Records shown
-- Begin --
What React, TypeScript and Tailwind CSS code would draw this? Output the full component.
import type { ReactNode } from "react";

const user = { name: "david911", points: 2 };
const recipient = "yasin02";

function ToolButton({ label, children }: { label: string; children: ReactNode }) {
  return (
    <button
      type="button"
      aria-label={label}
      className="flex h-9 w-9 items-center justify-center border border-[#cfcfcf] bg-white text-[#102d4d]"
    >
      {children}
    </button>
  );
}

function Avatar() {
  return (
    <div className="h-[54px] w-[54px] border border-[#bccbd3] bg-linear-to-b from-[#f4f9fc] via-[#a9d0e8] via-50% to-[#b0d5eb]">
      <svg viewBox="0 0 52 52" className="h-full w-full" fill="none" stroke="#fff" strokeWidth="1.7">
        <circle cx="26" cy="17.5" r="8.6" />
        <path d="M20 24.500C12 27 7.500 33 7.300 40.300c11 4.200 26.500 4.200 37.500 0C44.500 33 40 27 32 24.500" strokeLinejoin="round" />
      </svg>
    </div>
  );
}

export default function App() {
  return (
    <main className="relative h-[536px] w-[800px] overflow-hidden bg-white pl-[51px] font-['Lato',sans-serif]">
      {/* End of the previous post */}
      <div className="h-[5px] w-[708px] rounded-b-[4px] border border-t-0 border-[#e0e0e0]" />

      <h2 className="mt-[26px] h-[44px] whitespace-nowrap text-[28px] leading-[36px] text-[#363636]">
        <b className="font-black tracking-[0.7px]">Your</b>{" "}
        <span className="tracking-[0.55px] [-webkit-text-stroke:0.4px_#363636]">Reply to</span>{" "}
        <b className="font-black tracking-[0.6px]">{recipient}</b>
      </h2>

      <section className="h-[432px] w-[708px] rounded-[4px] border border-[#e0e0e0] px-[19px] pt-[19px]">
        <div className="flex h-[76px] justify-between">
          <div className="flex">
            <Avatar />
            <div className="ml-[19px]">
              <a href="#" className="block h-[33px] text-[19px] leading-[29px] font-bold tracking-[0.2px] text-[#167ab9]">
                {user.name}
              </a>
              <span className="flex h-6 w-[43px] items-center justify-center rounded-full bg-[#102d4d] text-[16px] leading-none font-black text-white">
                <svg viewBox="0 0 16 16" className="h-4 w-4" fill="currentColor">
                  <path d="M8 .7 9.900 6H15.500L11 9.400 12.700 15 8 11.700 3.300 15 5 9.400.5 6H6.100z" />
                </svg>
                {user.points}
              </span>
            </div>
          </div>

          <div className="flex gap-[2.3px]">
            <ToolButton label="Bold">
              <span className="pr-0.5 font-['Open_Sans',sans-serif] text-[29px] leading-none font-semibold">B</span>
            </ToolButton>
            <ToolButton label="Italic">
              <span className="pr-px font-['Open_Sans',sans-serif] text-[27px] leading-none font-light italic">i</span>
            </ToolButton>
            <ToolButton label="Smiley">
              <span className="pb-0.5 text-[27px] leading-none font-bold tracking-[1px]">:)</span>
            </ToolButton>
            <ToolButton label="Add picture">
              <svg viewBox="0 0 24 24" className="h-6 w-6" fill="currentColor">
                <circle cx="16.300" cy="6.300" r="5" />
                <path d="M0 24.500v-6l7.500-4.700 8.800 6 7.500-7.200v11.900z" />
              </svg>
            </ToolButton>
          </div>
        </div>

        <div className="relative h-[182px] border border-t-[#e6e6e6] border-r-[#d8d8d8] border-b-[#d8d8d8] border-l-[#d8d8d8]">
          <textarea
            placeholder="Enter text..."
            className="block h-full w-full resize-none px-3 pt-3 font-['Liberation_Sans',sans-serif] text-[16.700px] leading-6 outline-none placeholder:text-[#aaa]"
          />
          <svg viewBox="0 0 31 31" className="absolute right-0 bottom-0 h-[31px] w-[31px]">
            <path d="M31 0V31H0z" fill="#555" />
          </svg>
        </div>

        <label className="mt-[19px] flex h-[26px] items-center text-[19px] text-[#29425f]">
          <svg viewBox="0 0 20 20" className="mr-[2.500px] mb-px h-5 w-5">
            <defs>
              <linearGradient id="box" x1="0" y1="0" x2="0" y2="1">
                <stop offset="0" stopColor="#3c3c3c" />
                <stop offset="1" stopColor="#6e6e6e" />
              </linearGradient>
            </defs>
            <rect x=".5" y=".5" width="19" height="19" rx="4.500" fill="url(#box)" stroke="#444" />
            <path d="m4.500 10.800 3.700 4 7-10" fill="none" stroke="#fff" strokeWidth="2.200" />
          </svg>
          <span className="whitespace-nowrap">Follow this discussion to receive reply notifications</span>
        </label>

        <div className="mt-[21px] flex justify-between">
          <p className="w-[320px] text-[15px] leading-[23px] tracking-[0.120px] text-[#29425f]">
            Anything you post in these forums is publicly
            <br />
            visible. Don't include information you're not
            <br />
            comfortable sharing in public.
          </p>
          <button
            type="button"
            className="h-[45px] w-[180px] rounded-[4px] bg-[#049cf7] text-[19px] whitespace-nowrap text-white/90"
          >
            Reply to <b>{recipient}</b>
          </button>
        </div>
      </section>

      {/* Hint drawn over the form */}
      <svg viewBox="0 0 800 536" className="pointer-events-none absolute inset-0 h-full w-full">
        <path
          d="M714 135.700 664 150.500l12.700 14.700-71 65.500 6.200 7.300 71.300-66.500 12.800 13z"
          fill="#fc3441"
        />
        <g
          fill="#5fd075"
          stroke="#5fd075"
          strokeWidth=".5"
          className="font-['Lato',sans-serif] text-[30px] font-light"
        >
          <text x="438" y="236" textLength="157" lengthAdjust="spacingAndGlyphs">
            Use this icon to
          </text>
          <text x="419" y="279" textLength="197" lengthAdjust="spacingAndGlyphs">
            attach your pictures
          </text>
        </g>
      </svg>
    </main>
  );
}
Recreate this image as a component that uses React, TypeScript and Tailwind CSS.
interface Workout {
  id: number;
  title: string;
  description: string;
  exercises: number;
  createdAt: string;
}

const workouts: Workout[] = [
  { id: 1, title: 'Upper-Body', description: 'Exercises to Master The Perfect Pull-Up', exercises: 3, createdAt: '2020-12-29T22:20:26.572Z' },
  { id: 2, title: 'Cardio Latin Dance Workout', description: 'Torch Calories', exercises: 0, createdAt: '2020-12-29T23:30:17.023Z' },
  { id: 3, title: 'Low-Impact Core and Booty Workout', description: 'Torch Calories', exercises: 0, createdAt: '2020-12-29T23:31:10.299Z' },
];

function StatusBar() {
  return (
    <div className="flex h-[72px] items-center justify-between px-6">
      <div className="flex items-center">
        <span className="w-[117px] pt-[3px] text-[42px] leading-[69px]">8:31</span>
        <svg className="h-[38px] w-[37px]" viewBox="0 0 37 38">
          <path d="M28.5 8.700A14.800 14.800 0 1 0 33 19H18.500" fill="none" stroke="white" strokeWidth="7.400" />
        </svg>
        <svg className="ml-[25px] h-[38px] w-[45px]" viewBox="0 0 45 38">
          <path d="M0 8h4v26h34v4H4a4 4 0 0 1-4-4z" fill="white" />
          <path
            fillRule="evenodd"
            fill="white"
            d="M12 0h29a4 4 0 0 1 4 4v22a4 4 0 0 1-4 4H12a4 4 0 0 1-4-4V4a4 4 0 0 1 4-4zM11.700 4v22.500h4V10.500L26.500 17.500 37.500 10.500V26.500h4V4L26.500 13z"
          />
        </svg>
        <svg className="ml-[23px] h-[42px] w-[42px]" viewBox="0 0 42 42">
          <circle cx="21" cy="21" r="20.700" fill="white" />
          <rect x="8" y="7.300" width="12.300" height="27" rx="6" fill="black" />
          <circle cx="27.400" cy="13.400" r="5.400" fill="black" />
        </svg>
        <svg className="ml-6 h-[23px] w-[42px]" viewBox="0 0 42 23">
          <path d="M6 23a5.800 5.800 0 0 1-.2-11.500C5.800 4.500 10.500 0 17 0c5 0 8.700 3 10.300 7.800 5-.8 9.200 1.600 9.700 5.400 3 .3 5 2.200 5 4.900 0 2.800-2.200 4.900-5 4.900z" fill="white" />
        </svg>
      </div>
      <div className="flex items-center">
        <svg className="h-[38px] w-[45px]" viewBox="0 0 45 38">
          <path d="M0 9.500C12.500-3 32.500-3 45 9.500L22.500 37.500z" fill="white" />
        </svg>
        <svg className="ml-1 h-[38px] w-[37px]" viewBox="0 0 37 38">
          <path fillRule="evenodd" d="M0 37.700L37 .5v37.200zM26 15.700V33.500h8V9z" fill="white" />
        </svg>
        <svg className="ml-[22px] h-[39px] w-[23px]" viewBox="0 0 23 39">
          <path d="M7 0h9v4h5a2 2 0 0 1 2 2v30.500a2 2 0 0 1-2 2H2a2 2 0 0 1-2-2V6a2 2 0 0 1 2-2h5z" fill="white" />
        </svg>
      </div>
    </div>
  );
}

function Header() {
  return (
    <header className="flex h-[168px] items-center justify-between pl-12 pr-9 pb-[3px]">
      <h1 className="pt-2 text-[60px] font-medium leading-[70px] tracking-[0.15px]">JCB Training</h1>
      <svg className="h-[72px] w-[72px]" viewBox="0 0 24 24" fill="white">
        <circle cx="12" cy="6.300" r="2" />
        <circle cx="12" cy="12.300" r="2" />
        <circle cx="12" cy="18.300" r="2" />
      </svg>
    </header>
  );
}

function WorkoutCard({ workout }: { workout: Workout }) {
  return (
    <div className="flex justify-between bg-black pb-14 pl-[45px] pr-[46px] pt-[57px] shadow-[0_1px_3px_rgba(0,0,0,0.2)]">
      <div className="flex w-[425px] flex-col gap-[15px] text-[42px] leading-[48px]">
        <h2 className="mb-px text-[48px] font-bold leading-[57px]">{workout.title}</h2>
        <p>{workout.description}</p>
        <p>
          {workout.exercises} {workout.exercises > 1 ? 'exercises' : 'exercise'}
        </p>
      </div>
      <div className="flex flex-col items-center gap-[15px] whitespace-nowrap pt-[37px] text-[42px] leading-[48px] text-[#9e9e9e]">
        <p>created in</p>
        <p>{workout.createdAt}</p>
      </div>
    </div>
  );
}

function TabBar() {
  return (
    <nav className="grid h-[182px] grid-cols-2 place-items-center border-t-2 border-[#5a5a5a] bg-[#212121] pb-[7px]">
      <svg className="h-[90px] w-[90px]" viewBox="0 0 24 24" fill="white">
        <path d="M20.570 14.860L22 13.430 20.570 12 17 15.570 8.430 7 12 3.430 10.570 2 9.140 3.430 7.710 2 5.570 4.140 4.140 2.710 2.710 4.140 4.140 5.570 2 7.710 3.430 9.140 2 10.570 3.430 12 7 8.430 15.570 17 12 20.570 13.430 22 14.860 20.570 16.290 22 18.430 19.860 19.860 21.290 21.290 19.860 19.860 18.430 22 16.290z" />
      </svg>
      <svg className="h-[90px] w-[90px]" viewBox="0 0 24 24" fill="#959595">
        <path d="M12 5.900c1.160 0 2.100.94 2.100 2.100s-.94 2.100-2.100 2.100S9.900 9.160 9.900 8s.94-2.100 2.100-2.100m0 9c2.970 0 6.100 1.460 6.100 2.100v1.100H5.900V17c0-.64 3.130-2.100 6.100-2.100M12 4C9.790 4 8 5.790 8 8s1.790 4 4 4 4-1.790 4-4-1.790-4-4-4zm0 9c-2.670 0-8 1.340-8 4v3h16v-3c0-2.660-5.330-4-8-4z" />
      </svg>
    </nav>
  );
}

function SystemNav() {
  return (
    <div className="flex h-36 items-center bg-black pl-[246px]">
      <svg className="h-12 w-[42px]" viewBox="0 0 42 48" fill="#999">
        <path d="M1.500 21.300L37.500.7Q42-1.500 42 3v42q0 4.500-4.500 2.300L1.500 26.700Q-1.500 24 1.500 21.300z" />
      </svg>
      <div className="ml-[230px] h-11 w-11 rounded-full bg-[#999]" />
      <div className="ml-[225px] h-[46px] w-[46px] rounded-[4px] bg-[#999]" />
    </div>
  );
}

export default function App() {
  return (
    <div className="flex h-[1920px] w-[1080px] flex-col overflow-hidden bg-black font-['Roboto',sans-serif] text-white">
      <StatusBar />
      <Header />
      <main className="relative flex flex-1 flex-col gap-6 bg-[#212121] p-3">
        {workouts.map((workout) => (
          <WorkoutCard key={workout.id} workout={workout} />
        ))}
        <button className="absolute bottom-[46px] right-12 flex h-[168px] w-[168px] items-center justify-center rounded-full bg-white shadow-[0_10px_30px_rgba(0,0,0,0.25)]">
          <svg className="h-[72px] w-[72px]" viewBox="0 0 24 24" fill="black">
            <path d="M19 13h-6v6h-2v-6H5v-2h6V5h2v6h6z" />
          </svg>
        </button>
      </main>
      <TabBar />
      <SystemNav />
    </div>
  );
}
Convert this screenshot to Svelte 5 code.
-- End --
What needs to be done
Reply with nothing but the number of lines in the data above that contain "this".

Finished answer
5